_WHAT NEEDS TO BE DONE_
Select the lines that contain "screenshot" and copy each of them.

_RAW DATA_
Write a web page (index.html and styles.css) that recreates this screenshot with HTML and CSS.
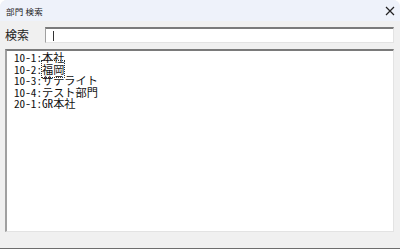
FILE: index.html
```html
<!DOCTYPE html>
<html lang="ja">
<head>
<meta charset="utf-8">
<link rel="stylesheet" href="styles.css">
</head>
<body>
<div class="window">
  <div class="titlebar">
    <span class="title">部門 検索</span>
    <svg class="close" width="10" height="10" viewBox="0 0 10 10"><path d="M1 1L9 9M9 1L1 9" stroke="#222" stroke-width="1.2"/></svg>
  </div>
  <div class="content">
    <div class="search-row">
      <span class="label">検索</span>
      <div class="input"><span class="caret"></span></div>
    </div>
    <div class="list">
      <div class="item">10-1:本社</div>
      <div class="item">10-2:<span class="focus">福岡</span></div>
      <div class="item">10-3:サテライト</div>
      <div class="item">10-4:テスト部門</div>
      <div class="item">20-1:GR本社</div>
    </div>
  </div>
  <div class="bottom"></div>
</div>
</body>
</html>
```
FILE: styles.css
```css
html, body { margin: 0; padding: 0; background: #ffffff; }
.window {
  width: 400px;
  height: 249px;
  background: #f0f0f0;
  border-top-left-radius: 7px;
  border-top-right-radius: 7px;
  overflow: hidden;
  display: flex;
  flex-direction: column;
  font-family: "Noto Sans CJK JP", "Liberation Sans", sans-serif;
  color: #000;
}
.titlebar {
  height: 21px;
  flex: none;
  background: #eef2fa;
  display: flex;
  align-items: center;
  justify-content: space-between;
  padding: 0 6px 0 6px;
}
.title { font-size: 8.5px; color: #222; letter-spacing: 0.2px; }
.close { margin-right: -1px; }
.content {
  flex: 1;
  display: flex;
  flex-direction: column;
  padding: 6px 6px 0 5px;
}
.search-row {
  display: flex;
  align-items: center;
  height: 16px;
}
.label { font-size: 12px; width: 40px; line-height: 16px; color: #222; }
.input {
  flex: 1;
  height: 16px;
  box-sizing: border-box;
  background: #fff;
  border-top: 2px solid #7a7a7a;
  border-left: 1px solid #a0a0a0;
  border-right: 1px solid #e3e3e3;
  border-bottom: 1px solid #e3e3e3;
  display: flex;
  align-items: center;
  padding-left: 7px;
}
.caret { width: 1px; height: 10px; background: #333; }
.list {
  margin-top: 6px;
  height: 183px;
  box-sizing: border-box;
  background: #fff;
  border-top: 2px solid #7a7a7a;
  border-left: 2px solid #a0a0a0;
  border-right: 1px solid #e3e3e3;
  border-bottom: 1px solid #e3e3e3;
  padding: 1px 0 0 7px;
}
.item {
  white-space: nowrap;
  font-family: "Noto Sans Mono CJK JP", "Noto Sans CJK JP", monospace;
  font-size: 11.2px;
  line-height: 11.5px;
  color: #111;
}
.focus { border: 1px dotted #333; margin: -1px; }
.bottom {
  height: 16px;
  flex: none;
  border-bottom: 1px solid #6d6d6d;
}
```
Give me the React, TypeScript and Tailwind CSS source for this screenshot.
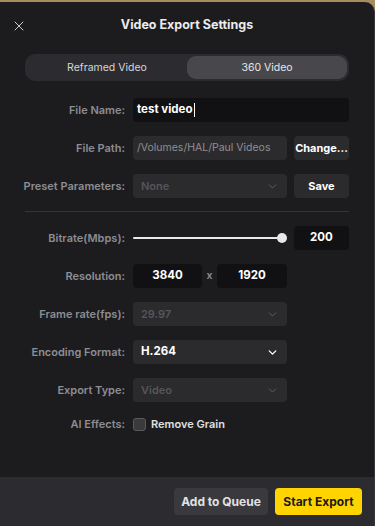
import { X, ChevronDown } from "lucide-react"

const font = { fontFamily: "Inter, 'Noto Sans', sans-serif" }

function Label({ text }: { text: string }) {
    return <div className="w-[125px] shrink-0 text-right text-[11px] font-semibold text-[#8d8d92]">{text}</div>
}

function Select({ value, disabled }: { value: string, disabled?: boolean }) {
    return (
        <div className="flex h-6 w-[154px] items-center justify-between rounded-[4px] bg-[#2b2b2e] pl-2 pr-2">
            <span className={disabled ? "text-[11px] font-semibold text-[#55555a]" : "text-[11.5px] font-bold text-white"}>{value}</span>
            <ChevronDown size={13} strokeWidth={disabled ? 1.5 : 2.5} className={disabled ? "text-[#6a6a6e]" : "text-white"} />
        </div>
    )
}

export default function App() {
    return (
        <div className="h-[526px] w-[375px] bg-[#a88c5f] pt-[2px]" style={font}>
            <div className="flex h-[524px] flex-col overflow-hidden rounded-tr-[10px] border-r border-[#38383b] bg-[#1c1c1f]">
                <div className="relative flex h-[46px] items-center justify-center">
                    <X size={16} strokeWidth={1.5} className="absolute left-[11px] top-[16px] text-[#d0d0d2]" />
                    <span className="mt-[1px] text-[12.5px] font-bold text-[#ececee]">Video Export Settings</span>
                </div>
                <div className="mx-[25px] mt-[6px] flex h-[27px] items-center rounded-[10px] bg-[#2c2c30] p-[2px]">
                    <div className="flex h-full flex-1 items-center justify-center text-[10.5px] text-[#d6d6d8]">Reframed Video</div>
                    <div className="flex h-full flex-1 items-center justify-center rounded-[9px] bg-[#48484c] text-[10.5px] text-[#e6e6e8]">360 Video</div>
                </div>

                <div className="mt-[17px] flex flex-col gap-[14px]">
                    <div className="flex h-6 items-center gap-2">
                        <Label text="File Name:" />
                        <div className="flex h-6 w-[216px] items-center rounded-[4px] bg-[#111113] pl-[4px] text-[11.5px] font-bold text-white">
                            test video<span className="ml-[1px] h-[14px] w-px bg-white" />
                        </div>
                    </div>
                    <div className="flex h-6 items-center gap-2">
                        <Label text="File Path:" />
                        <div className="flex h-6 w-[154px] items-center rounded-[4px] bg-[#2b2b2e] pl-[4px] text-[10.5px] text-[#8f8f94]">/Volumes/HAL/Paul Videos</div>
                        <div className="-ml-[1px] flex h-6 w-[55px] items-center justify-center rounded-[4px] bg-[#2b2b2e] text-[11px] font-bold text-white">Change...</div>
                    </div>
                    <div className="flex h-6 items-center gap-2">
                        <Label text="Preset Parameters:" />
                        <Select value="None" disabled />
                        <div className="-ml-[1px] flex h-6 w-[55px] items-center justify-center rounded-[4px] bg-[#2b2b2e] text-[11px] font-bold text-white">Save</div>
                    </div>
                </div>

                <div className="mx-[25px] mt-[13px] h-px bg-[#343437]" />

                <div className="mt-[14px] flex flex-col gap-[14px]">
                    <div className="flex h-6 items-center gap-2">
                        <Label text="Bitrate(Mbps):" />
                        <div className="relative flex h-6 w-[154px] items-center">
                            <div className="h-[2px] w-[150px] rounded-full bg-[#e8e8ea]" />
                            <div className="absolute left-[144px] top-[7px] h-[10px] w-[10px] rounded-full bg-[#e8e8ea]" />
                        </div>
                        <div className="-ml-[1px] flex h-6 w-[55px] items-center justify-center rounded-[4px] bg-[#111113] text-[11.5px] font-bold text-white">200</div>
                    </div>
                    <div className="flex h-6 items-center gap-2">
                        <Label text="Resolution:" />
                        <div className="flex items-center">
                            <div className="flex h-6 w-[69px] items-center justify-center rounded-[4px] bg-[#111113] text-[11.5px] font-bold text-white">3840</div>
                            <span className="w-[15px] text-center text-[10.5px] font-semibold text-[#8d8d92]">x</span>
                            <div className="flex h-6 w-[70px] items-center justify-center rounded-[4px] bg-[#111113] text-[11.5px] font-bold text-white">1920</div>
                        </div>
                    </div>
                    <div className="flex h-6 items-center gap-2">
                        <Label text="Frame rate(fps):" />
                        <Select value="29.97" disabled />
                    </div>
                    <div className="flex h-6 items-center gap-2">
                        <Label text="Encoding Format:" />
                        <Select value="H.264" />
                    </div>
                    <div className="flex h-6 items-center gap-2">
                        <Label text="Export Type:" />
                        <Select value="Video" disabled />
                    </div>
                    <div className="-mt-[2px] flex h-5 items-center gap-2">
                        <Label text="AI Effects:" />
                        <div className="h-[13px] w-[13px] rounded-[3px] border border-[#5a5a5e] bg-[#3a3a3d]" />
                        <span className="-ml-[3px] text-[11px] font-semibold text-[#e0e0e2]">Remove Grain</span>
                    </div>
                </div>

                <div className="mt-auto flex h-[49px] items-center justify-end gap-[7px] bg-[#2c2c30] pr-[12px]">
                    <div className="flex h-[27px] w-[94px] items-center justify-center rounded-[4px] bg-[#3a3a3e] text-[12px] font-bold text-[#e2e2e4]">Add to Queue</div>
                    <div className="flex h-[27px] w-[87px] items-center justify-center rounded-[4px] bg-[#ffd400] text-[12px] font-bold text-[#1a1a1a]">Start Export</div>
                </div>
            </div>
        </div>
    )
}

_RESULT OF THE TASK_
Write a web page (index.html and styles.css) that recreates this screenshot with HTML and CSS.
Give me the React, TypeScript and Tailwind CSS source for this screenshot.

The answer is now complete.